Mps contro l’ex ad Viola La banca chiede indietro parte dello stipendio

di Andrea Greco
MILANO — Colpo di scena sui contenziosi del Montepaschi. La banca senese, con delibera unanime del cda presa a inizio ottobre, avrebbe deciso di chiedere indietro 725 mila euro a Fabrizio Viola, suo amministratore delegato dal 2012 al 2016.
La richiesta, che pare sia in procinto di essere inviata al banchiere già a capo di Bpm, Bper e PopVicenza, riguarda il pagamento differito dell’indennità di uscita ( severance ), a lui pagata in cinque tranche annuali da quando lasciò. Il contratto in vigore prevedeva clausole di claw back , una rivalsa volta ad adeguare la parte variabile dei compensi dirigenziali in certe circostanze.
Qui la circostanza è la condanna a sei anni di reclusione, pur se in primo grado, comminata a Viola dal tribunale di Milano, a metà ottobre 2020, per false comunicazioni sociali e manipolazione informativa. Identica condanna fu formulata per l’ex presidente di Mps, Alessandro Profumo – oggi ad di Leonardo –, mentre tre anni e mezzo prese l’ex presidente del collegio sindacale Paolo Salvadori. Non risultano però richieste di rivalsa per i due coimputati di Viola, perché non essendo mai stati dipendenti della banca non hanno ricevuto indennità variabili, solo i compensi da presidenti.
L’accusa, accolta dai giudici contrariamente alla richiesta di assoluzione dei pm milanesi, era di aver contabilizzato male, dal 2012 alla semestrale 2015, i 5 miliardi di euro di derivati dei veicoli Alexandria e Santorini, contratti dalla vecchia gestione di Mussari e Vigni per occultare perdite nei conti Mps, e tenuti in bilancio come fossero titoli del Tesoro. Un profilo di rischio ben più alto, per una scelta contabile che comunque sia Banca d’Italia che Consob per anni accreditarono.
La decisione presa dal cda tre settimane fa su Viola è inedita in Italia, e ribalta la linea garantista che la banca ha tenuto per 8 anni.

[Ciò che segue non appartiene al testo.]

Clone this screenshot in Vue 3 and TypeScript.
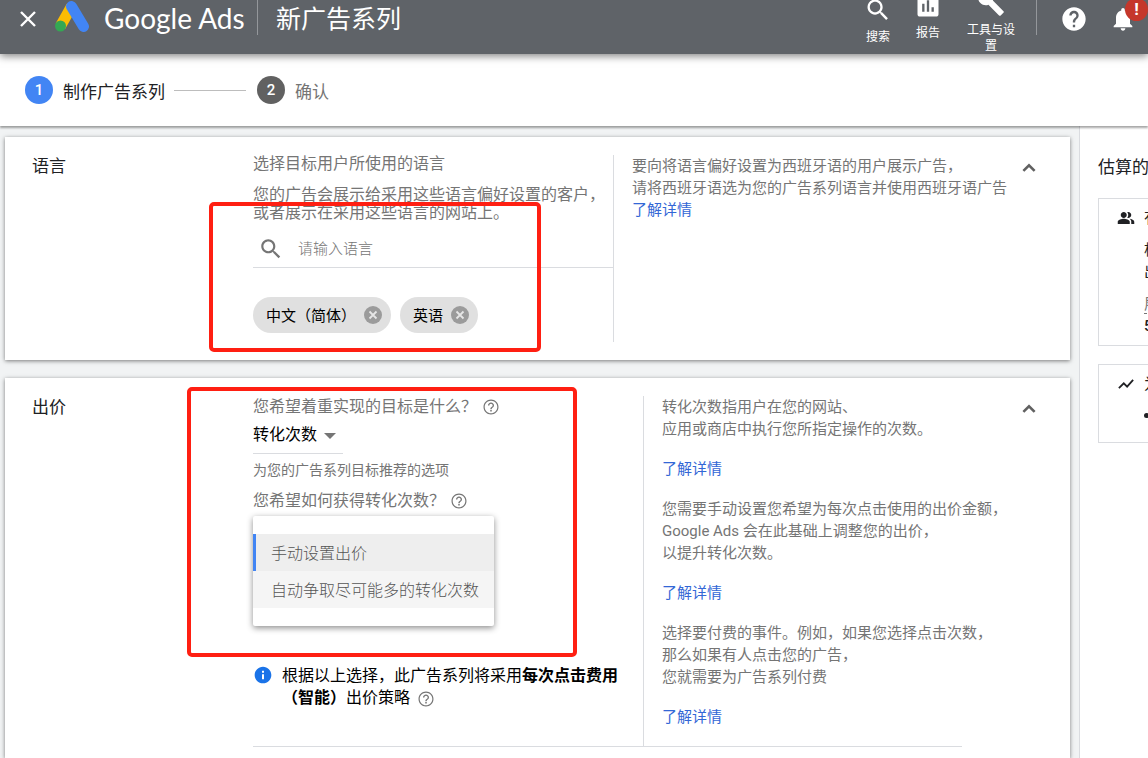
<script setup lang="ts">
import { ref } from 'vue'

interface HelpBlock {
  lines: string[]
}

const goal = ref('转化次数')
const query = ref('')
const languages = ref<string[]>(['中文（简体）', '英语'])
const strategies: string[] = ['手动设置出价', '自动争取尽可能多的转化次数']
const selected = ref(0)

const languageHelp: string[] = ['要向将语言偏好设置为西班牙语的用户展示广告，', '请将西班牙语选为您的广告系列语言并使用西班牙语广告']
const bidHelp: HelpBlock[] = [
  { lines: ['转化次数指用户在您的网站、', '应用或商店中执行您所指定操作的次数。'] },
  { lines: ['您需要手动设置您希望为每次点击使用的出价金额，', 'Google Ads 会在此基础上调整您的出价，', '以提升转化次数。'] },
  { lines: ['选择要付费的事件。例如，如果您选择点击次数，', '那么如果有人点击您的广告，', '您就需要为广告系列付费'] },
]

const helpPath =
  'M11 18h2v-2h-2v2zm1-16C6.48 2 2 6.48 2 12s4.48 10 10 10 10-4.48 10-10S17.52 2 12 2zm0 18.4c-4.63 0-8.4-3.77-8.4-8.4S7.37 3.6 12 3.6s8.4 3.77 8.4 8.4-3.77 8.4-8.4 8.4zM12 6c-2.21 0-4 1.79-4 4h1.8c0-1.2 1-2.2 2.2-2.2s2.2 1 2.2 2.2c0 2-3.1 1.75-3.1 5h1.8c0-2.25 3.1-2.5 3.1-5 0-2.21-1.79-4-4-4z'
const searchPath =
  'M15.5 14h-.79l-.28-.27C15.41 12.59 16 11.11 16 9.5 16 5.91 13.09 3 9.5 3S3 5.91 3 9.5 5.91 16 9.5 16c1.61 0 3.09-.59 4.23-1.57l.27.28v.79l5 4.99L20.49 19l-4.99-5zm-6 0C7.01 14 5 11.99 5 9.5S7.01 5 9.5 5 14 7.01 14 9.5 11.99 14 9.5 14z'

function removeLanguage(name: string): void {
  languages.value = languages.value.filter((l) => l !== name)
}
</script>

<template>
  <div class="page">
    <header class="topbar">
      <button class="close" type="button" aria-label="关闭">
        <svg viewBox="0 0 16 16" width="16" height="16"><path d="M1 1l14 14M15 1L1 15" stroke="#fff" stroke-width="2.4" /></svg>
      </button>
      <svg class="logo" viewBox="0 0 34 31" width="34" height="31" aria-hidden="true">
        <path d="M16.500 5.500L5.500 25" stroke="#fbbc04" stroke-width="11" />
        <path d="M16.500 5.500L28.500 25.500" stroke="#4285f4" stroke-width="11" stroke-linecap="round" />
        <circle cx="5.500" cy="25" r="5.500" fill="#34a853" />
      </svg>
      <span class="brand">Google Ads</span>
      <span class="rule"></span>
      <h1>新广告系列</h1>
      <nav class="tools">
        <button class="tool search" type="button">
          <svg viewBox="0 0 24 24" width="28" height="28"><path :d="searchPath" /></svg>
          <span>搜索</span>
        </button>
        <button class="tool report" type="button">
          <svg viewBox="0 0 24 24" width="28" height="28"><path d="M19 3H5c-1.100 0-2 .9-2 2v14c0 1.100.9 2 2 2h14c1.100 0 2-.9 2-2V5c0-1.100-.9-2-2-2zM9 17H7v-7h2v7zm4 0h-2V7h2v10zm4 0h-2v-4h2v4z" /></svg>
          <span>报告</span>
        </button>
        <button class="tool setup" type="button">
          <svg viewBox="0 0 24 24" width="28" height="28"><path d="M22.700 19l-9.100-9.100c.9-2.300.4-5-1.500-6.900-2-2-5-2.400-7.400-1.300L9 6 6 9 1.600 4.700C.4 7.100.9 10.100 2.900 12.100c1.900 1.900 4.600 2.400 6.900 1.500l9.100 9.100c.4.4 1 .4 1.400 0l2.300-2.300c.5-.4.5-1.100.1-1.400z" /></svg>
          <span>工具与设置</span>
        </button>
      </nav>
      <span class="rule"></span>
      <button class="round" type="button" aria-label="帮助">
        <svg viewBox="0 0 24 24" width="28" height="28"><path d="M12 2C6.480 2 2 6.480 2 12s4.480 10 10 10 10-4.480 10-10S17.520 2 12 2zm1 17h-2v-2h2v2zm2.070-7.750l-.9.920C13.450 12.900 13 13.500 13 15h-2v-.5c0-1.100.45-2.100 1.170-2.830l1.240-1.260c.37-.36.59-.86.59-1.410 0-1.100-.9-2-2-2s-2 .9-2 2H8c0-2.210 1.790-4 4-4s4 1.790 4 4c0 .88-.36 1.680-.93 2.250z" /></svg>
      </button>
      <button class="round bell" type="button" aria-label="通知">
        <svg viewBox="0 0 24 24" width="28" height="28"><path d="M12 22c1.100 0 2-.9 2-2h-4c0 1.100.9 2 2 2zm6-6v-5c0-3.070-1.640-5.640-4.500-6.320V4c0-.83-.67-1.500-1.500-1.500s-1.500.67-1.500 1.500v.68C7.630 5.360 6 7.920 6 11v5l-2 2v1h16v-1l-2-2z" /></svg>
        <span class="alert">!</span>
      </button>
    </header>

    <ol class="steps">
      <li class="step current"><span class="num">1</span>制作广告系列</li>
      <li class="track" aria-hidden="true"></li>
      <li class="step"><span class="num">2</span>确认</li>
    </ol>

    <div class="layout">
      <main>
        <section class="card">
          <h2>语言</h2>
          <div class="body">
            <div class="fields languages">
              <p class="lead">选择目标用户所使用的语言</p>
              <p class="desc">您的广告会展示给采用这些语言偏好设置的客户，<br />或者展示在采用这些语言的网站上。</p>
              <label class="finder">
                <svg viewBox="0 0 24 24" width="26" height="26"><path :d="searchPath" /></svg>
                <input v-model="query" type="text" placeholder="请输入语言" aria-label="请输入语言" />
              </label>
              <ul class="chips">
                <li v-for="name in languages" :key="name">
                  <span>{{ name }}</span>
                  <button type="button" :aria-label="'移除' + name" @click="removeLanguage(name)">
                    <svg viewBox="0 0 18 18" width="18" height="18"><circle cx="9" cy="9" r="9" fill="#9b9b9b" /><path d="M5.500 5.500l7 7M12.500 5.500l-7 7" stroke="#e6e6e6" stroke-width="1.800" /></svg>
                  </button>
                </li>
              </ul>
            </div>
            <div class="help">
              <p><template v-for="line in languageHelp" :key="line">{{ line }}<br /></template><a href="#">了解详情</a></p>
            </div>
          </div>
          <div class="side">
            <button type="button" aria-label="收起语言"><svg viewBox="0 0 24 24" width="26" height="26"><path d="M6.800 14.700L12 9.500l5.200 5.200" fill="none" stroke="currentColor" stroke-width="2.400" /></svg></button>
          </div>
          <div class="mark mark-language"></div>
        </section>

        <section class="card last">
          <h2>出价</h2>
          <div class="body lined">
            <div class="fields bidding">
              <p class="question">
                <label for="goal">您希望着重实现的目标是什么？</label>
                <svg viewBox="0 0 24 24" width="18" height="18"><path :d="helpPath" /></svg>
              </p>
              <div class="picker">
                <select id="goal" v-model="goal"><option>转化次数</option></select>
                <span class="arrow"></span>
              </div>
              <p class="note">为您的广告系列目标推荐的选项</p>
              <p class="question second">
                <span id="how">您希望如何获得转化次数？</span>
                <svg viewBox="0 0 24 24" width="18" height="18"><path :d="helpPath" /></svg>
              </p>
              <div class="menu" role="listbox" aria-labelledby="how">
                <button v-for="(item, i) in strategies" :key="item" type="button" role="option" :aria-selected="i === selected" :class="{ active: i === selected }" @click="selected = i">{{ item }}</button>
              </div>
              <div class="summary">
                <svg viewBox="0 0 24 24" width="20" height="20"><path fill="#1a73e8" d="M12 2C6.480 2 2 6.480 2 12s4.480 10 10 10 10-4.480 10-10S17.520 2 12 2zm1.200 15h-2.400v-6h2.400v6zm0-7.800h-2.400V6.800h2.400v2.400z" /></svg>
                <p>
                  根据以上选择，此广告系列将采用<b>每次点击费用<br />（智能）</b>出价策略
                  <svg viewBox="0 0 24 24" width="18" height="18"><path :d="helpPath" /></svg>
                </p>
              </div>
            </div>
            <div class="help">
              <template v-for="block in bidHelp" :key="block.lines[0]">
                <p><template v-for="(line, i) in block.lines" :key="line"><br v-if="i > 0" />{{ line }}</template></p>
                <p><a href="#">了解详情</a></p>
              </template>
            </div>
          </div>
          <div class="side">
            <button type="button" aria-label="收起出价"><svg viewBox="0 0 24 24" width="26" height="26"><path d="M6.800 14.700L12 9.500l5.200 5.200" fill="none" stroke="currentColor" stroke-width="2.400" /></svg></button>
          </div>
          <div class="mark mark-bidding"></div>
        </section>
      </main>

      <aside class="estimates">
        <h2>估算的</h2>
        <div class="panel">
          <svg viewBox="0 0 24 24" width="18" height="18"><path d="M16.670 13.130C18.040 14.060 19 15.320 19 17v3h4v-3c0-2.180-3.570-3.470-6.330-3.870zM15 12c2.210 0 4-1.790 4-4s-1.790-4-4-4c-.47 0-.91.1-1.330.24C14.500 5.270 15 6.580 15 8s-.5 2.730-1.330 3.760c.42.14.86.24 1.330.24zM9 12c2.210 0 4-1.790 4-4s-1.790-4-4-4-4 1.790-4 4 1.790 4 4 4zm0 1c-2.670 0-8 1.340-8 4v3h16v-3c0-2.660-5.330-4-8-4z" /></svg>
          <div class="facts">
            <p>有</p>
            <p>根<br />出</p>
            <p><span class="term">展</span><br /><b>5</b></p>
          </div>
        </div>
        <div class="panel">
          <svg viewBox="0 0 24 24" width="18" height="18"><path d="M2.500 17.500l6.500-6.500 4.500 4.500L21.500 6.500" fill="none" stroke="currentColor" stroke-width="2.400" /></svg>
          <div class="facts">
            <p>为</p>
            <ul><li class="point"></li></ul>
          </div>
        </div>
      </aside>
    </div>
  </div>
</template>

<style>
body {
  margin: 0;
}
</style>

<style scoped>
.page {
  display: flex;
  flex-direction: column;
  min-height: 100vh;
  overflow: hidden;
  background: #f1f3f4;
  color: #202124;
  font-family: Roboto, "Noto Sans CJK SC", sans-serif;
  font-size: 16px;
}
h1, h2, p, ul, ol {
  margin: 0;
  padding: 0;
  list-style: none;
  font-weight: 400;
}
button {
  border: 0;
  padding: 0;
  background: none;
  font: inherit;
  color: inherit;
  cursor: pointer;
}
svg {
  display: block;
  flex: none;
  fill: currentColor;
}
a {
  color: #3367d6;
  text-decoration: none;
}

.topbar {
  position: relative;
  z-index: 2;
  display: flex;
  align-items: flex-start;
  height: 54px;
  padding-left: 20px;
  background: #5f6368;
  color: #fff;
  box-shadow: 0 2px 8px rgba(0, 0, 0, 0.5);
}
.close {
  margin-top: 11px;
}
.logo {
  margin: 1px 15px 0 19px;
}
.brand {
  width: 139px;
  font-family: Lato, sans-serif;
  font-size: 28px;
  line-height: 36px;
  white-space: nowrap;
}
.rule {
  flex: none;
  width: 1px;
  height: 35px;
  margin-left: 14px;
  background: #94979b;
}
h1 {
  margin-left: 18px;
  font-size: 25px;
  line-height: 40px;
}
.tools {
  display: flex;
  align-items: flex-start;
  margin-left: auto;
}
.tool {
  display: flex;
  flex-direction: column;
  align-items: center;
  gap: 5px;
  width: 50px;
  font-size: 12px;
  line-height: 16px;
}
.search {
  margin-top: -4px;
}
.report {
  margin-top: -8px;
}
.setup {
  width: 48px;
  margin: -11px 7px 0 14px;
}
.round {
  position: relative;
  margin: 5px 0 0 23px;
}
.bell {
  margin: 5px 11px 0 21px;
}
.alert {
  position: absolute;
  top: -7px;
  left: 16px;
  width: 23px;
  height: 23px;
  border-radius: 50%;
  background: #c5372b;
  font-size: 17px;
  font-weight: 700;
  line-height: 23px;
}

.steps {
  position: relative;
  z-index: 1;
  display: flex;
  align-items: center;
  height: 72px;
  padding-left: 25px;
  background: #fff;
  box-shadow: 0 2px 2px rgba(0, 0, 0, 0.35);
}
.step {
  display: flex;
  align-items: center;
  gap: 10px;
  color: #757575;
  font-size: 17px;
}
.current {
  color: #202124;
}
.num {
  width: 28px;
  height: 28px;
  border-radius: 50%;
  background: #616161;
  color: #fff;
  font-size: 15px;
  font-weight: 500;
  line-height: 28px;
  text-align: center;
}
.current .num {
  background: #4285f4;
}
.track {
  width: 72px;
  height: 1px;
  margin: 0 11px 0 9px;
  background: #bdbdbd;
}

.layout {
  display: flex;
  flex: 1;
}
main {
  display: flex;
  flex: 1;
  flex-direction: column;
  gap: 18px;
  min-width: 0;
  padding: 11px 9px 0 5px;
}
.card {
  position: relative;
  display: flex;
  padding: 18px 0 18px 27px;
  background: #fff;
  box-shadow: 0 1px 4px rgba(0, 0, 0, 0.5);
}
.last {
  flex: 1;
  align-items: flex-start;
  padding-bottom: 0;
}
h2 {
  font-size: 17px;
  line-height: 22px;
}
.card h2 {
  flex: none;
  width: 221px;
}
.body {
  display: flex;
  flex: 1;
  min-width: 0;
}
.lined {
  border-bottom: 1px solid #dadce0;
}
.fields {
  flex: none;
  border-right: 1px solid #dadce0;
  color: #757575;
  font-weight: 300;
  white-space: nowrap;
}
.languages {
  width: 360px;
}
.bidding {
  width: 390px;
}
.lead, .desc {
  line-height: 18px;
}
.desc {
  margin-top: 13px;
}
.finder {
  display: flex;
  align-items: center;
  gap: 14px;
  height: 37px;
  margin-top: 8px;
  padding-left: 5px;
  border-bottom: 1px solid #dadce0;
}
.finder input {
  flex: 1;
  min-width: 0;
  border: 0;
  padding: 0;
  outline: 0;
  background: none;
  font: inherit;
  font-size: 15px;
}
.finder input::placeholder {
  color: #757575;
}
.chips {
  display: flex;
  gap: 9px;
  margin: 29px 0 9px;
}
.chips li {
  display: flex;
  align-items: center;
  gap: 8px;
  height: 36px;
  padding: 0 9px 0 13px;
  border-radius: 18px;
  background: #e0e0e0;
  color: #000;
  font-size: 15px;
  font-weight: 400;
}
.chips span {
  padding-bottom: 2px;
}
.help {
  flex: 1;
  min-width: 0;
  padding-left: 18px;
  color: #757575;
  font-size: 15px;
  font-weight: 300;
  line-height: 22px;
  white-space: nowrap;
}
.help a {
  font-weight: 400;
}
.lined .help p {
  margin-bottom: 18px;
}
.side {
  display: flex;
  flex: none;
  align-items: flex-start;
  justify-content: flex-end;
  width: 80px;
  padding-right: 28px;
  color: #616161;
}
.question {
  display: flex;
  align-items: center;
  gap: 5px;
  line-height: 22px;
}
.second {
  margin-top: 11px;
}
.picker {
  display: flex;
  align-items: center;
  width: 90px;
  height: 35px;
  border-bottom: 1px solid #dadce0;
}
.picker select {
  width: 71px;
  border: 0;
  padding: 0 0 2px;
  outline: 0;
  appearance: none;
  background: none;
  color: #000;
  font: inherit;
  font-weight: 400;
}
.arrow {
  border: 6px solid transparent;
  border-top-color: #757575;
  border-bottom: 0;
}
.note {
  margin-top: 7px;
  font-size: 14px;
  line-height: 18px;
}
.menu {
  display: flex;
  flex-direction: column;
  width: 241px;
  margin-top: 4px;
  padding: 18px 0;
  border-radius: 2px;
  box-shadow: 0 2px 6px rgba(0, 0, 0, 0.45);
}
.menu button {
  height: 37px;
  padding: 0 0 2px 15px;
  border-left: 3px solid transparent;
  background: #f5f5f5;
  color: #555;
  text-align: left;
}
.menu .active {
  border-left-color: #4285f4;
  background: #eee;
}
.summary {
  display: flex;
  gap: 9px;
  margin-top: 39px;
  color: #000;
  font-weight: 400;
  line-height: 22px;
}
.summary p svg {
  display: inline-block;
  margin-left: 3px;
  vertical-align: middle;
  color: #757575;
}

.mark {
  position: absolute;
  box-sizing: border-box;
  border: 4px solid #ff1f12;
  border-radius: 5px;
  pointer-events: none;
}
.mark-language {
  top: 65px;
  left: 204px;
  width: 332px;
  height: 150px;
}
.mark-bidding {
  top: 9px;
  left: 182px;
  width: 390px;
  height: 270px;
}

.estimates {
  flex: none;
  box-sizing: border-box;
  width: 69px;
  padding: 30px 0 0 18px;
  overflow: hidden;
  border-left: 1px solid #dadce0;
  background: #fff;
  white-space: nowrap;
}
.panel {
  display: flex;
  gap: 9px;
  width: 260px;
  margin-top: 18px;
  padding: 8px 18px;
  border: 1px solid #dadce0;
  font-size: 15px;
  line-height: 22px;
}
.estimates h2 + .panel {
  margin-top: 20px;
}
.panel svg {
  margin-top: 2px;
}
.facts {
  display: flex;
  flex-direction: column;
  gap: 10px;
}
.term {
  border-bottom: 1px dashed #757575;
  color: #757575;
}
.facts b {
  font-weight: 500;
}
.point {
  width: 5px;
  height: 5px;
  margin: 8px 0 16px;
  border-radius: 50%;
  background: #202124;
}
</style>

A quanto filtra, sarebbe ispirata alla logica dell’atto dovuto, proposta da consulenti esterni e accolta dall’attualead Guido Bastianini – in sella dal maggio 2020 e già fautore di azioni di rivalsa sugli ex manager –, nel solco delle richieste dei M5S che molto si spesero per la sua nomina.
La sentenza di un anno fa è stata appellata proprio dalla stessa banca, responsabile amministrativo ai sensi della legge 231. L’appello è calendarizzato a inizio 2022, e durerà almeno un anno: tra l’altro la sentenza bis potrebbe essere più mite, dopo che tre mesi fa Mps ha vinto una causa contro il fondo anglosassone Alken, che aveva perso soldi con le azioni senesi e chiedeva 430 milioni di danni a Viola e ad altri ex amministratori per il caso derivati. Ma il tribunale civile a luglio non ravvisò fattispecie di danno a carico dei convenuti. Non ci sarà tempo, però, per una revisione della sentenza prima della prossima assemblea Mps, in agenda nella primavera 2022.
In quella occasione gli azionisti di ciò che rimarrà della banca se Unicredit ne avrà comprato i tre quarti migliori potrebbero avere più argomenti per votare l’azione di responsabilità contro Viola (e magari anche Profumo e Salvadori, coinvolti nella stessa sentenza). Finora per sette volte l’azione di responsabilità, quasi sempre inoltrata dal socio critico Giuseppe Bivona, è stata respinta, e con larghissime maggioranze sempre guidate dal Tesoro azionista, difensore della continuità garantista e che ha fatto e disfatto tutti i vertici del Monte fin dal 2015.
La nuova linea non sarebbe stata digerita dal capo dell’ufficio legale di Mps, Riccardo Quagliana, da anni coerente con le posizioni del Mef e che ora starebbe trattando l’uscita. La rivalsa di Mps sugli amministratori del periodo 2012-2016, cui fa capo un’ampia fetta del contenzioso Mps (6,2 miliardi totali), potrebbe come effetto collaterale aumentare le spese a carico del Mef per manlevare Unicredit, che è alle trattative finali per rilevare una parte di attivi e sportelli Mps, da ogni rischio legale. La legge di bilancio, tra l’altro, ha rinnovato per sei mesi, al giugno 2022, la norma che nelle fusioni trasforma in crediti le attività fiscali differite: se Unicredit dirà sì alle nozze Mps avrà una dote da 2,3 miliardi di capitale.